Explain further. The added circuit should be a "negative resistance",
which when added to a normal resistance would app to.... zero?!

In theoretically ideal components, C has current leading voltage by 90
deg
and L has current lagging by 90.

In real world components, losses alter the vector angles with the end
result
that your series resonant circuit doesn't draw infinite current and
produce
infinite voltage.

But I wonder if it would help reduce the meter reading?

It incinerates your meter so there isn't much left to read.

You could buy all 110V appliances and use capacitor "wattless droppers".

That would put I out of phase with V and screw up the meter readings.

Meters (especially electronic ones) don't mind up to 90 degrees out of
phase. I was looking for 180 degrees out of phase.

Each capacitor needs to be dimensioned for its load - Late hybrid TCE
CTVs
used a wattless dropper for the 300mA heater chain, the capacitor was
4.3uF - you can scale that for the current draw of your appliances.

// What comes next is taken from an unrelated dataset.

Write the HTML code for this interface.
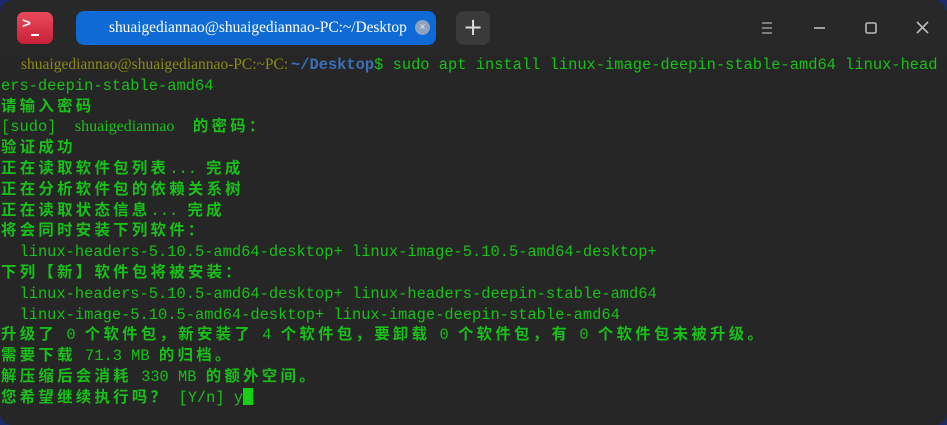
<!DOCTYPE html>
<html><head><meta charset="utf-8"><style>
html,body{margin:0;padding:0;width:947px;height:425px;overflow:hidden;background:#1c2a6a}
#win{position:absolute;left:0;top:0;width:947px;height:425px;background:#262626;border-radius:14px 14px 12px 12px;overflow:hidden}
#tb{position:absolute;left:0;top:0;width:947px;height:55px;background:#282828}
#logo{position:absolute;left:17px;top:12px;width:36px;height:32px;border-radius:7px;background:linear-gradient(#ea4a5a,#c8213a);color:#fff;font:bold 15px "Liberation Mono",monospace}
#tab{position:absolute;left:76px;top:11px;width:360px;height:34px;border-radius:8px;background:#0f6ad6;color:#fff;font:15px "Liberation Serif",serif;line-height:34px;white-space:nowrap}
#tab span{position:absolute;left:33px;top:0;font-size:15.4px}
#x{position:absolute;left:339px;top:9px;width:15px;height:15px;border-radius:50%;background:#8da4c0;color:#eee;font:10px sans-serif;line-height:15px;text-align:center}
#plus{position:absolute;left:456px;top:11px;width:34px;height:34px;border-radius:8px;background:#3a3a3a;color:#ddd;font:24px "DejaVu Sans",sans-serif;line-height:32px;text-align:center}
#term{position:absolute;left:1px;top:55px;font:15.4px "Liberation Mono","Noto Sans CJK SC",monospace;color:#19c019;white-space:pre;line-height:20.8px}
.p{font-family:"Liberation Serif",serif;color:#8a8a16;font-size:15.5px;display:inline-block;width:270px;padding-left:20px;white-space:nowrap}
.b{color:#3a6fb8;font-weight:bold}
.c{letter-spacing:3.3px;font-weight:bold}
.cur{background:#16d016;display:inline-block;width:10px;height:17px;vertical-align:-3px}
</style></head><body><div id="win">
<div id="tb">
<div id="logo"><span style="position:absolute;left:5px;top:4px">&gt;</span><span style="position:absolute;left:14px;top:22px;width:8px;height:2px;background:#fff"></span></div>
<div id="tab"><span>shuaigediannao@shuaigediannao-PC:~/Desktop</span><div id="x">×</div></div>
<div id="plus">+</div>
<svg style="position:absolute;left:755px;top:16px" width="180" height="26" fill="none" stroke="#bbb" stroke-width="1.6">
<path d="M7 7h10M7 12h10M7 17h10" stroke="#999"/>
<path d="M59 12h11"/>
<rect x="111" y="7" width="10" height="10" rx="1.5"/>
<path d="M162 6l11 11M173 6l-11 11"/>
</svg>
</div>
<div id="term"><span class="p">shuaigediannao@shuaigediannao-PC:~PC:</span><span class="b">~/Desktop</span>$ sudo apt install linux-image-deepin-stable-amd64 linux-head
ers-deepin-stable-amd64
<span class="c">请输入密码</span>
[sudo]  <span style="font-family:'Liberation Serif',serif;font-size:16px">shuaigediannao</span>  <span class="c">的密码：</span>
<span class="c">验证成功</span>
<span class="c">正在读取软件包列表</span>... <span class="c">完成</span>
<span class="c">正在分析软件包的依赖关系树</span>
<span class="c">正在读取状态信息</span>... <span class="c">完成</span>
<span class="c">将会同时安装下列软件：</span>
  linux-headers-5.10.5-amd64-desktop+ linux-image-5.10.5-amd64-desktop+
<span class="c">下列【新】软件包将被安装：</span>
  linux-headers-5.10.5-amd64-desktop+ linux-headers-deepin-stable-amd64
  linux-image-5.10.5-amd64-desktop+ linux-image-deepin-stable-amd64
<span class="c">升级了</span> 0 <span class="c">个软件包，新安装了</span> 4 <span class="c">个软件包，要卸载</span> 0 <span class="c">个软件包，有</span> 0 <span class="c">个软件包未被升级。</span>
<span class="c">需要下载</span> 71.3 MB <span class="c">的归档。</span>
<span class="c">解压缩后会消耗</span> 330 MB <span class="c">的额外空间。</span>
<span class="c">您希望继续执行吗？</span> [Y/n] y<span class="cur"></span></div>
</div></body></html>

So an extension to the house then.

Each cap has to be dimensioned for its load - you can't bulk-dropper the
whole house.

Its basically approximating to a constant current supply, filament bulbs can
have accelerated end of life reactive loads like transformers can be pretty
unpredictable.

I have what used to be an IR/UV therapy lamp (till I broke the UV tube). The
2 IR bars add up to 110V and act as ballast for the tube when both on
together, the mans ir half wave rectified for IR only. As the IR bit is 110V
I could run it off a wattless dropper if I had a capacitor big enough.